For India, this does not come a moment too soon. Our reluctance to push a reform agenda  of expanding access has resulted in large and growing disparities when it comes to the opportunities available in India’s  economy. Good education for example, is  only accessible to the children whose families can afford private schools, and coaching classes to get into the top institutes. Public-funded education that the rest of India’s children rely on, on the other hand, is a miserable failure, with dropout rates over 90% despite initiatives such as the mid - day meal and the Sarva Shiksha Abhiyan. The result of this are children and teenagers who make their living as street hawkers, construction workers and factory labour. The unfairness of this is overwhelming. 

 

Such disparities in access are all too visible across the country, and have greatly limited class and income mobility across India. While infrastructure in urban India has begun to show tentative progress, farmers lacking roads connecting them from their villages to markets have to rely on corrupt networks of middlemen to sell their crops. Transporting their produce across vast distances without cold chains means that they lose over a third of what they grow due to spoilage. Across rural India, caste relationships still hold sway, limiting the opportunities for backward castes and Dalits to own land and start businesses – to date, India has not seen a single major Dalit entrepreneur. Migrants who leave these harsh livelihoods and come into cities find that finding a home is a distant dream outside the slums that form urban India’s fringes, its messy and chaotic boundaries. Most of the poor in both the slums and in rural India lack reliable electricity and water supply, and the people who can afford it resort to private solutions in the face of such shortages – they buy their own generators, live in gated communities with private security, and use private sources for water. 

 

When our markets seem ineffective in terms of providing widespread access, people turn to other solutions. As a result, India’s markets exist alongside a complicated structure of subsidies, loan waivers, hand-outs, tax exemptions and government sponsored jobs and reservations. And people who have watched the economic boom from the sidelines, see these concessions as their best options, and  are hostile towards markets. 

 

In fact, the global financial crisis that has erupted underlines why our issues of access may be our most critical challenge. Across countries, we have seen a populist backlash against markets when they have failed to address crises around access – such as in Europe during the 1920s and 1930s, and more recently in large parts of Latin America. Even the US, a country that supposedly holds the values of the free market close to its heart, is seeing a new rhetoric and anger against big business as income inequalities and unemployment rise across the country. It shows how easily a country’s economic mood can change – since the financial crisis has required  over one trillion dollars of US taxpayer money to bail out American banks even as millions of houses across the US are foreclosed, even the staunchest free-market believers are expressing hostility against Wall Street. Governments clearly ignore such challenges of inequality at their peril. Without more reforms to create access, India’s entire  progress will totter.  For those Indian leaders ambivalent about reforms and who believe that they have only led to creating rich businessmen, now is the time to catch the bull by the horns and promote the reforms that drastically expand access to opportunity in education, jobs, incomes and markets for all.

Making sense of it all

Saturday, November 15th, 2008

When I first told people that I was writing a book, most assumed that it was a memoir of my years at Infosys. There was some bemusement, even consternation, when I told them that I was writing a book on India.

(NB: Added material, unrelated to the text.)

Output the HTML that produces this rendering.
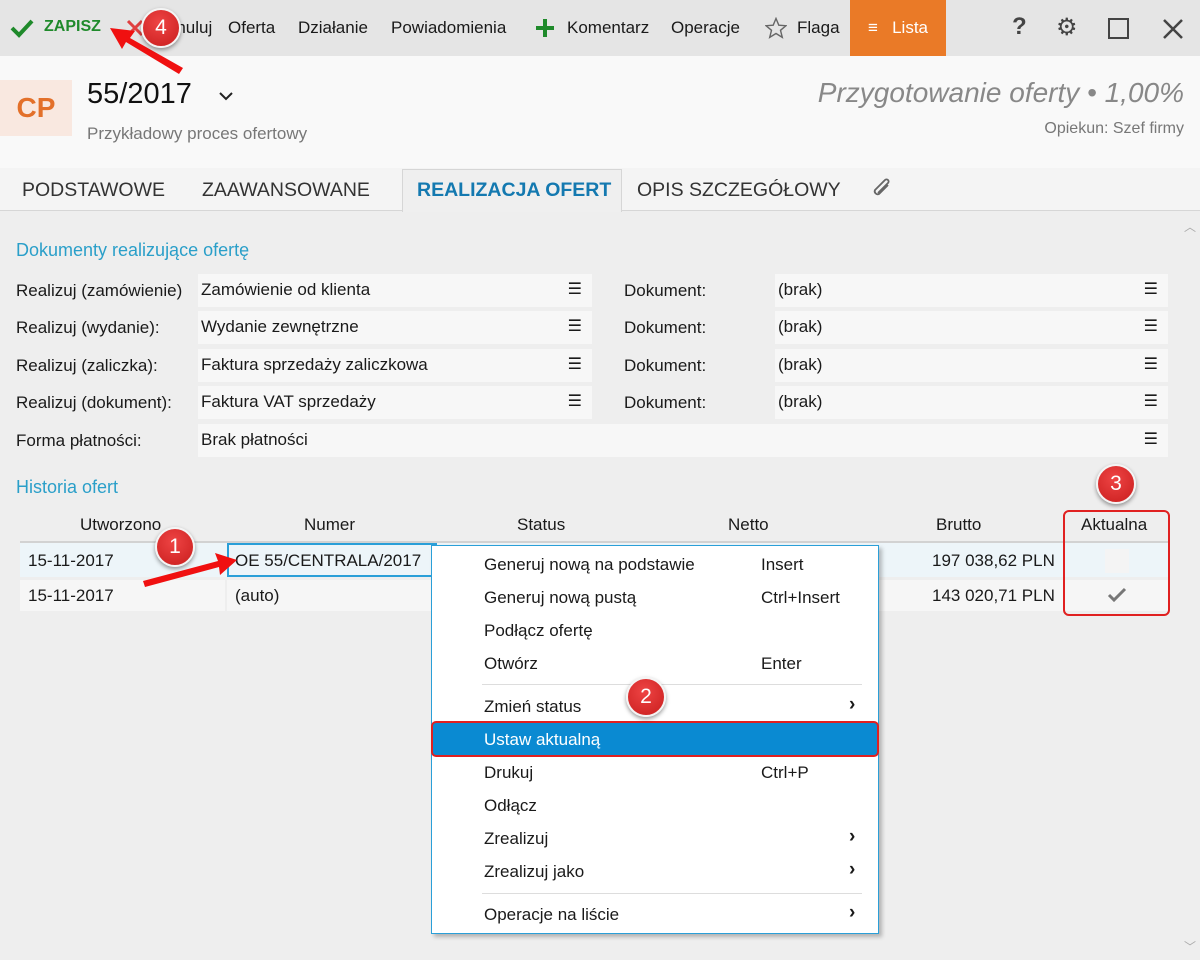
<!DOCTYPE html>
<html><head><meta charset="utf-8"><style>
*{margin:0;padding:0;box-sizing:border-box}
body{width:1200px;height:960px;overflow:hidden;background:#eeeeee;font-family:"Segoe UI","Liberation Sans","DejaVu Sans",sans-serif;font-size:17px;color:#1a1a1a;position:relative}
.abs{position:absolute;white-space:nowrap}
#tb{position:absolute;left:0;top:0;width:1200px;height:56px;background:#e5e5e5}
#hd{position:absolute;left:0;top:56px;width:1200px;height:112px;background:#f9f9f9}
#tabs{position:absolute;left:0;top:168px;width:1200px;height:43px;background:#f4f4f4;border-bottom:1px solid #d6d6d6}
.tab{position:absolute;top:11px;font-size:19.5px;color:#333}
.fld{position:absolute;height:33px;background:#f7f7f7}
.ham{position:absolute;right:10px;top:5px;font-size:16px}
.lbl{position:absolute}
.circ{position:absolute;width:40px;height:40px;border-radius:50%;background:radial-gradient(circle at 45% 35%,#ee4444,#c91d1d);border:2px solid #f4f4f4;box-shadow:0 2px 4px rgba(0,0,0,.4);color:#fff;font-size:21px;text-align:center;line-height:35px}
.mi{position:absolute;left:52px;font-size:17px}
.sc{position:absolute;left:329px;font-size:17px}
.ar{position:absolute;left:417px;font-size:19px;font-weight:bold}
</style></head><body>
<div id="tb">
 <svg class="abs" style="left:10px;top:18px" width="24" height="20"><path d="M2 10 L9 17 L22 3" stroke="#1f8a2b" stroke-width="4" fill="none"/></svg>
 <div class="abs" style="left:44px;top:18px;color:#1f8a2b;font-weight:bold;font-size:16px">ZAPISZ</div>
 <svg class="abs" style="left:126px;top:19px" width="18" height="18"><path d="M2 2L16 16M16 2L2 16" stroke="#e04040" stroke-width="3"/></svg>
 <div class="abs" style="left:165px;top:18px">Anuluj</div>
 <div class="abs" style="left:228px;top:18px">Oferta</div>
 <div class="abs" style="left:298px;top:18px">Działanie</div>
 <div class="abs" style="left:391px;top:18px">Powiadomienia</div>
 <svg class="abs" style="left:535px;top:18px" width="20" height="20"><path d="M10 1V19M1 10H19" stroke="#1f8a2b" stroke-width="4"/></svg>
 <div class="abs" style="left:567px;top:18px">Komentarz</div>
 <div class="abs" style="left:671px;top:18px">Operacje</div>
 <svg class="abs" style="left:765px;top:17px" width="22" height="22"><path d="M11 1.5L13.8 8.2 21 8.7 15.5 13.3 17.3 20.4 11 16.5 4.7 20.4 6.5 13.3 1 8.7 8.2 8.2Z" stroke="#666" stroke-width="1.4" fill="none"/></svg>
 <div class="abs" style="left:797px;top:18px">Flaga</div>
 <div class="abs" style="left:850px;top:0;width:96px;height:56px;background:#ea7a27"></div>
 <div class="abs" style="left:868px;top:18px;color:#fff">≡&nbsp;&nbsp; Lista</div>
 <div class="abs" style="left:1012px;top:13px;font-size:24px;color:#444;font-weight:bold">?</div>
 <div class="abs" style="left:1056px;top:13px;font-size:24px;color:#444">⚙</div>
 <div class="abs" style="left:1108px;top:18px;width:21px;height:21px;border:2.5px solid #444"></div>
 <svg class="abs" style="left:1162px;top:18px" width="22" height="22"><path d="M2 2L20 20M20 2L2 20" stroke="#444" stroke-width="2.5"/></svg>
</div>
<div id="hd">
 <div class="abs" style="left:0;top:24px;width:72px;height:56px;background:#f9e8e0;color:#e3702a;font-size:28px;font-weight:600;text-align:center;line-height:56px">CP</div>
 <div class="abs" style="left:87px;top:22px;font-size:29px;color:#111">55/2017</div>
 <svg class="abs" style="left:218px;top:34px" width="16" height="12"><path d="M2 3L8 9 14 3" stroke="#222" stroke-width="2" fill="none"/></svg>
 <div class="abs" style="left:87px;top:68px;font-size:17px;color:#777">Przykładowy proces ofertowy</div>
 <div class="abs" style="right:16px;top:21px;font-size:28px;color:#888;font-style:italic">Przygotowanie oferty • 1,00%</div>
 <div class="abs" style="right:16px;top:64px;font-size:16px;color:#777">Opiekun: Szef firmy</div>
</div>
<div id="tabs">
 <div class="tab" style="left:22px">PODSTAWOWE</div>
 <div class="tab" style="left:202px">ZAAWANSOWANE</div>
 <div class="abs" style="left:402px;top:1px;width:220px;height:43px;background:#efefef;border:1px solid #d6d6d6;border-bottom:none"></div>
 <div class="tab" style="left:417px;color:#1479b0;font-weight:bold">REALIZACJA OFERT</div>
 <div class="tab" style="left:637px">OPIS SZCZEGÓŁOWY</div>
 <svg class="abs" style="left:870px;top:8px" width="24" height="28"><path d="M18 9L9 18a3 3 0 0 1-4-4L15 4a2 2 0 0 1 3 3L8 17" stroke="#666" stroke-width="1.8" fill="none"/></svg>
</div>
<div class="abs" style="left:1184px;top:218px;color:#aaa;font-size:12px">︿</div>
<div class="abs" style="left:1184px;top:938px;color:#aaa;font-size:12px">﹀</div>
<div class="abs" style="left:16px;top:240px;color:#2a9fc9;font-size:18px">Dokumenty realizujące ofertę</div>

<div class="lbl" style="left:16px;top:281px">Realizuj (zamówienie)</div>
<div class="fld" style="left:198px;top:274px;width:394px"><span class="abs" style="left:3px;top:6px">Zamówienie od klienta</span><span class="ham">☰</span></div>
<div class="lbl" style="left:624px;top:281px">Dokument:</div>
<div class="fld" style="left:775px;top:274px;width:393px"><span class="abs" style="left:3px;top:6px">(brak)</span><span class="ham">☰</span></div>

<div class="lbl" style="left:16px;top:318px">Realizuj (wydanie):</div>
<div class="fld" style="left:198px;top:311px;width:394px"><span class="abs" style="left:3px;top:6px">Wydanie zewnętrzne</span><span class="ham">☰</span></div>
<div class="lbl" style="left:624px;top:318px">Dokument:</div>
<div class="fld" style="left:775px;top:311px;width:393px"><span class="abs" style="left:3px;top:6px">(brak)</span><span class="ham">☰</span></div>

<div class="lbl" style="left:16px;top:356px">Realizuj (zaliczka):</div>
<div class="fld" style="left:198px;top:349px;width:394px"><span class="abs" style="left:3px;top:6px">Faktura sprzedaży zaliczkowa</span><span class="ham">☰</span></div>
<div class="lbl" style="left:624px;top:356px">Dokument:</div>
<div class="fld" style="left:775px;top:349px;width:393px"><span class="abs" style="left:3px;top:6px">(brak)</span><span class="ham">☰</span></div>

<div class="lbl" style="left:16px;top:393px">Realizuj (dokument):</div>
<div class="fld" style="left:198px;top:386px;width:394px"><span class="abs" style="left:3px;top:6px">Faktura VAT sprzedaży</span><span class="ham">☰</span></div>
<div class="lbl" style="left:624px;top:393px">Dokument:</div>
<div class="fld" style="left:775px;top:386px;width:393px"><span class="abs" style="left:3px;top:6px">(brak)</span><span class="ham">☰</span></div>

<div class="lbl" style="left:16px;top:431px">Forma płatności:</div>
<div class="fld" style="left:198px;top:424px;width:970px"><span class="abs" style="left:3px;top:6px">Brak płatności</span><span class="ham">☰</span></div>

<div class="abs" style="left:16px;top:477px;color:#2a9fc9;font-size:18px">Historia ofert</div>
<div class="abs" style="left:80px;top:515px">Utworzono</div>
<div class="abs" style="left:304px;top:515px">Numer</div>
<div class="abs" style="left:517px;top:515px">Status</div>
<div class="abs" style="left:728px;top:515px">Netto</div>
<div class="abs" style="left:936px;top:515px">Brutto</div>
<div class="abs" style="left:1081px;top:515px">Aktualna</div>
<div class="abs" style="left:20px;top:541px;width:1148px;height:2px;background:#d2d2d2"></div>
<div class="abs" style="left:20px;top:543px;width:1148px;height:34px;background:#edf5f9"></div>
<div class="abs" style="left:20px;top:580px;width:1148px;height:31px;background:#f6f6f6"></div>
<div class="abs" style="left:225px;top:580px;width:2px;height:31px;background:#eee"></div>
<div class="abs" style="left:28px;top:551px">15-11-2017</div>
<div class="abs" style="left:28px;top:586px">15-11-2017</div>
<div class="abs" style="left:227px;top:543px;width:210px;height:34px;border:2px solid #2a9fd8;background:#edf5f9"></div>
<div class="abs" style="left:235px;top:551px">OE 55/CENTRALA/2017</div>
<div class="abs" style="left:235px;top:586px">(auto)</div>
<div class="abs" style="left:932px;top:551px">197 038,62 PLN</div>
<div class="abs" style="left:932px;top:586px">143 020,71 PLN</div>
<div class="abs" style="left:1105px;top:549px;width:24px;height:24px;background:#f4f4f4"></div>
<svg class="abs" style="left:1107px;top:587px" width="20" height="16"><path d="M2 8L7 13 18 2" stroke="#777" stroke-width="3" fill="none"/></svg>

<div class="abs" style="left:431px;top:545px;width:448px;height:389px;background:#fff;border:1px solid #2a9fd8;box-shadow:3px 3px 4px rgba(0,0,0,.25)">
 <div class="mi" style="top:9px">Generuj nową na podstawie</div><div class="sc" style="top:9px">Insert</div>
 <div class="mi" style="top:42px">Generuj nową pustą</div><div class="sc" style="top:42px">Ctrl+Insert</div>
 <div class="mi" style="top:75px">Podłącz ofertę</div>
 <div class="mi" style="top:108px">Otwórz</div><div class="sc" style="top:108px">Enter</div>
 <div class="abs" style="left:50px;top:138px;width:380px;height:1px;background:#ddd"></div>
 <div class="mi" style="top:151px">Zmień status</div><div class="ar" style="top:148px">›</div>
 <div class="abs" style="left:1px;top:177px;width:444px;height:33px;background:#0a8ad2"></div>
 <div class="mi" style="top:184px;color:#fff">Ustaw aktualną</div>
 <div class="mi" style="top:217px">Drukuj</div><div class="sc" style="top:217px">Ctrl+P</div>
 <div class="mi" style="top:250px">Odłącz</div>
 <div class="mi" style="top:283px">Zrealizuj</div><div class="ar" style="top:280px">›</div>
 <div class="mi" style="top:316px">Zrealizuj jako</div><div class="ar" style="top:313px">›</div>
 <div class="abs" style="left:50px;top:347px;width:380px;height:1px;background:#ddd"></div>
 <div class="mi" style="top:359px">Operacje na liście</div><div class="ar" style="top:356px">›</div>
</div>

<div class="abs" style="left:431px;top:721px;width:448px;height:36px;border:2px solid #e02020;border-radius:5px"></div>
<div class="abs" style="left:1063px;top:510px;width:107px;height:106px;border:2px solid #e02020;border-radius:6px"></div>

<svg class="abs" style="left:0;top:0" width="1200" height="960">
 <path d="M143 581 L218 561 L215 553 L237 560 L220 575 L219 567 L145 587Z" fill="#f01010"/>
 <path d="M183 68 L130 38 L135 31 L110 28 L122 49 L126 42 L179 74Z" fill="#f01010"/>
</svg>
<div class="circ" style="left:155px;top:527px">1</div>
<div class="circ" style="left:626px;top:677px">2</div>
<div class="circ" style="left:1096px;top:464px">3</div>
<div class="circ" style="left:141px;top:8px">4</div>
</body></html>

Could someone like me contribute to the discussions and debates on India’s future? In retrospect, I can say that I had some advantages. As an entrepreneur from a ‘new economy’ company, which largely lay outside the state’s complex regulatory system, I was a bit of an outsider to Indian industry when it came to the challenges of doing business in the country. Neither of course, did I belong in government, although I had participated in various task forces and policy committees. This, I like to believe, gave me a unique perspective on both markets and the state in India.

I was also fortunate in being able to talk to a variety of people – economists, policy experts, NGO activists, bureaucrats, politicians, entrepreneurs, journalists – about their various ideas for India. And what struck me time and again, is the vibrancy of ideas and solutions that exist for sustainable growth. There is no dearth of new, interesting answers for our problems.

Why then, do our challenges seem so intractable? We are an emerging economy, making waves in the global market, but the numbers of our poor are still staggering. We struggle to provide our citizens with basic levels of education and healthcare. In many parts of rural India, infrastructure is nothing more than a distant hope – we have villages with no roads leading out, and villages with mobile connectivity but without electricity, where people have to walk miles to the nearest town just to charge their phones.

I believe that much of India’s challenges come from our divisions. The Indian state has long championed the country’s ‘unity in diversity’, but in reality, our diversity has also meant that we are a fractured society, split along the lines of caste, religion, region and class. As a result, our politics have long been a politics of our divides rather than one driven by ideas or solutions.

However, there is a chance that this has begun to change. I think that the most effective answer to such politics is creating a ’safety net of ideas’ that can weather political storms and divisive rhetoric. If such ideas become popular across large numbers of voters, no government can survive by simply mining our resentments, and without addressing these issues.

Already, we can see a set of such core ideas that have gained traction in India post-reform. The English language for instance, was once a favourite target among politicians who wanted to whip up regional passions, and some state governments even banned the teaching of English in schools in the 1970s and 1980s. But with the rise of India’s markets and the growth of our outsourcing sector, the tongue has become a language of aspiration, and political parties have found that a hostile stance towards English is deeply unpopular with voters. We have seen a similar shift in how Indians view our population – once seen as a burden, now viewed as a strength – our entrepreneurs, and the role of technology, globalisation, and democracy. These ideas have arrived in India, and have helped drive the story of our growth.

There are other ideas however, that remain in limbo – such as education and infrastructure reform, which despite their popularity among voters, are difficult to implement thanks to weak systems and ineffective governments. And at the same time, ideas such as labour and university reforms are still deeply divisive, with no clear answers in sight. And finally, there are the issues that are critical to our future, but we haven’t yet begun to debate – such as our health, environmental and energy issues.

I discuss these various kinds of ideas in the book, and intend to do the same on this blog – I believe that an open, involved debate on these issues that will provide us some clarity on India’s future, and help us shape an effective, sustainable path for growth. Do join me in this debate.